There were no American wars when I was in college, except the cold war and covert actions in Nicaragua and the "liberation" of Granada. I compensated by majoring in film and burying myself in Wordsworth.

January 1991 East

The first time we bombed Iraq,
I went to the Magic Theatre with my estranged boyfriend. Steven Berkoff's play transported us to London's East End; his young men raged against society with raw fury and Shakespearean eloquence.

Afterward, we stayed to listen to the actors, who'd debated canceling the performance but concluded the show must go on.

June 1993 Silence of the Lambs

My cousin turned on the TV to pop in the videotape. A news flash announced that Clinton had ordered bombing the "no fly" zone in Iraq. Were we at war again? It was Saturday night. We went back to watching the FBI track down cannibals and serial killers.

November 2000 The Vagina Monologues

The night of the presidential election. Florida had been called for Gore, then the networks took it back. At 7:45 p.m., before the polls closed in California, I sat in an audience filled with stylish women checking their Palm Pilots and cell phones for updates.

Playwright Eve Ensler squirmed uncomfortably on her barstool and periodically broke away from the stories on her index cards. When she finished reciting horrors against women, I rushed out of the theater, grabbed a cab home, and stayed glued to the drama unfolding on TV.

September 2001 Zoolander

I was sleeping when planes flew into the World Trade Center. The clock radio woke me at 7:30 after both towers had already fallen on the East Coast. "Walk north," a dust-covered Rudy Giuliani advised. I was grateful when TV stations began to broadcast sitcom reruns again.
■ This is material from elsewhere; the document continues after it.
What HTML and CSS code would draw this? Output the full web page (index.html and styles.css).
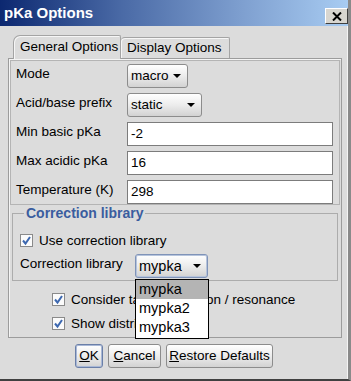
FILE: index.html
```html
<!DOCTYPE html>
<html lang="en">
<head>
    <meta charset="UTF-8">
    <title>pKa Options</title>
    <link rel="stylesheet" href="styles.css">
</head>
<body>
    <div class="window">
        <div class="titlebar">
            <span class="title">pKa Options</span>
            <span class="close">
                <svg width="10" height="9" viewBox="0 0 10 9"><path d="M1 0.5 L9 8.5 M9 0.5 L1 8.5" stroke="#000" stroke-width="2"/></svg>
            </span>
        </div>
        <div class="client">
            <div class="tabs">
                <div class="tab active">General Options</div>
                <div class="tab">Display Options</div>
            </div>
            <div class="panel">
                <div class="group">
                    <div class="row"><label>Mode</label><div class="combo mode">macro<span class="arrow"></span></div></div>
                    <div class="row"><label>Acid/base prefix</label><div class="combo prefix">static<span class="arrow"></span></div></div>
                    <div class="row"><label>Min basic pKa</label><div class="field">-2</div></div>
                    <div class="row"><label>Max acidic pKa</label><div class="field">16</div></div>
                    <div class="row"><label>Temperature (K)</label><div class="field">298</div></div>
                </div>
                <fieldset class="corr">
                    <legend>Correction library</legend>
                    <div class="check-row">
                        <span class="check"><svg width="11" height="11" viewBox="0 0 11 11"><path d="M2 5.5 L4.5 8.5 L9 2" fill="none" stroke="#3d68b0" stroke-width="2"/></svg></span>
                        Use correction library
                    </div>
                    <div class="row lib-row">
                        <label>Correction library</label>
                        <div class="combo lib focus">mypka<span class="arrow"></span></div>
                        <ul class="popup">
                            <li class="sel">mypka</li>
                            <li>mypka2</li>
                            <li>mypka3</li>
                        </ul>
                    </div>
                </fieldset>
                <div class="options">
                    <div class="check-row">
                        <span class="check"><svg width="11" height="11" viewBox="0 0 11 11"><path d="M2 5.5 L4.5 8.5 L9 2" fill="none" stroke="#3d68b0" stroke-width="2"/></svg></span>
                        Consider tautomerization / resonance
                    </div>
                    <div class="check-row">
                        <span class="check"><svg width="11" height="11" viewBox="0 0 11 11"><path d="M2 5.5 L4.5 8.5 L9 2" fill="none" stroke="#3d68b0" stroke-width="2"/></svg></span>
                        Show distribution chart
                    </div>
                </div>
            </div>
            <div class="buttons">
                <span class="btn ok default"><u>O</u>K</span>
                <span class="btn cancel"><u>C</u>ancel</span>
                <span class="btn restore"><u>R</u>estore Defaults</span>
            </div>
        </div>
    </div>
</body>
</html>
```

FILE: styles.css
```css
* {
    margin: 0;
    padding: 0;
    box-sizing: border-box;
}
body {
    font-family: "Liberation Sans", Arial, sans-serif;
    font-size: 13.5px;
    color: #000;
    background: #dcdcdc;
}
ul, li {
    list-style: none;
}
.window {
    width: 351px;
    height: 381px;
    background-color: #dcdcdc;
    border-right: 3px solid #8a8a8a;
    border-bottom: 2px solid #404040;
    box-shadow: inset -1px 0 0 #f4f4f4;
}

/* title bar */
.titlebar {
    height: 26px;
    display: flex;
    align-items: flex-start;
    justify-content: space-between;
    background: linear-gradient(to right, #0c2870, #4a6aa6 35%, #7fa0d0 70%, #a8ccf2);
}
.title {
    color: #fff;
    font-weight: bold;
    font-size: 15px;
    line-height: 26px;
    padding-left: 4px;
}
.close {
    width: 23px;
    height: 16px;
    margin-top: 8px;
    display: flex;
    align-items: center;
    justify-content: center;
    background-color: #d8d6d0;
    border: 1px solid;
    border-color: #fff #404040 #404040 #fff;
}

/* tabs */
.client {
    padding: 9px 6px 0 8px;
}
.tabs {
    display: flex;
    align-items: flex-end;
    height: 23px;
    padding-left: 5px;
    position: relative;
    z-index: 1;
}
.tab {
    height: 21px;
    line-height: 20px;
    border: 1px solid #a4a4a4;
    border-bottom: none;
    border-top-left-radius: 7px;
    border-top-right-radius: 2px;
    box-shadow: inset 1px 1px 0 #f6f6f6;
    background-color: #dcdcdc;
    white-space: nowrap;
}
.tab.active {
    width: 108px;
    height: 24px;
    margin-bottom: -1px;
    padding-left: 6px;
    line-height: 22px;
}
.tab:not(.active) {
    width: 109px;
    padding-left: 6px;
    border-left: none;
    border-top-left-radius: 4px;
}
.panel {
    height: 280px;
    border: 1px solid #9c9c9c;
    box-shadow: inset 1px 1px 0 #f4f4f4;
    padding: 1px;
}

/* field rows */
.group {
    border: 1px solid #b4b4b4;
    padding: 3px 5px 0 5px;
    display: flex;
    flex-direction: column;
    gap: 5px;
}
.row {
    display: flex;
    align-items: center;
    height: 24px;
}
.row label {
    width: 111px;
    padding-bottom: 5px;
    white-space: nowrap;
}
.field {
    width: 206px;
    height: 24px;
    line-height: 22px;
    padding-left: 3px;
    background-color: #fff;
    border: 1px solid #7c7c7c;
}
.combo {
    position: relative;
    height: 24px;
    line-height: 22px;
    padding-left: 3px;
    border: 1px solid #8c8c8c;
    border-radius: 3px;
    background: linear-gradient(#ffffff, #ececec 50%, #d2d2d2);
}
.combo.mode {
    width: 61px;
}
.combo.prefix {
    width: 75px;
}
.combo.lib {
    width: 73px;
    font-size: 14.5px;
}
.combo.focus {
    border-color: #7f93b8;
    box-shadow: inset 0 0 0 1px #b6c4dc;
}
.arrow {
    position: absolute;
    right: 6px;
    top: 9px;
    border-left: 4px solid transparent;
    border-right: 4px solid transparent;
    border-top: 4px solid #000;
}

/* correction library */
.corr {
    margin: 0 2px 0 2px;
    border: 1px solid #acacac;
    padding: 9px 6px 2px 7px;
}
.corr legend {
    margin-left: 4px;
    padding: 0 2px;
    line-height: 16px;
    font-size: 14px;
    font-weight: bold;
    color: #3a5d9f;
}
.check-row {
    display: flex;
    align-items: center;
    gap: 6px;
    height: 20px;
    white-space: nowrap;
}
.check {
    width: 13px;
    height: 13px;
    display: flex;
    align-items: center;
    justify-content: center;
    background-color: #fbfbfb;
    border: 1px solid #8a8a8a;
}
.corr .check-row {
    margin-bottom: 4px;
}
.lib-row {
    position: relative;
}
.lib-row label {
    width: 115px;
}
.popup {
    position: absolute;
    left: 115px;
    top: 25px;
    width: 74px;
    height: 60px;
    background-color: #fff;
    border: 1px solid #000;
    font-size: 14.5px;
    z-index: 2;
}
.popup li {
    height: 19px;
    line-height: 19px;
    padding-left: 3px;
}
.popup li.sel {
    background-color: #b4b4b4;
}
.options {
    margin-top: 8px;
    padding-left: 42px;
    display: flex;
    flex-direction: column;
    gap: 4px;
}

/* buttons */
.buttons {
    display: flex;
    justify-content: center;
    gap: 5px;
    margin-top: 6px;
    padding-right: 2px;
}
.btn {
    height: 24px;
    line-height: 22px;
    text-align: center;
    white-space: nowrap;
    border: 1px solid #8c8c8c;
    border-radius: 3px;
    background: linear-gradient(#ffffff, #ececec 50%, #d2d2d2);
}
.btn.default {
    border-color: #6a7fa8;
    box-shadow: inset 0 0 0 1px #a9b8d6;
}
.btn.ok {
    width: 28px;
}
.btn.cancel {
    width: 53px;
}
.btn.restore {
    width: 107px;
}
```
Two weeks later, I went to see Zoolander, a movie notable only for having hastily erased the twin towers from a shot of Lower Manhattan. Everyone sat in the theater, wishing we could remember how to laugh, wondering when we'd go to war, who we'd attack, where the towers had been.

March 2003 Nightline

The night "Shock and Awe" descended on Baghdad, protesters were at City Hall, across from the new Asian Art Museum. My friends went to the free opening festivities at the museum, but I stayed home and watched TV.

Two weeks before, I'd been at an enormous protest rally on a glorious winter afternoon. There were moms with strollers, grandparents, veterans, retired schoolteachers--everyday people all. We went for coffee after the rally and came back in time to witness a standoff between the "black bloc" anarchists and police on horseback. I felt sorry for the SFPD.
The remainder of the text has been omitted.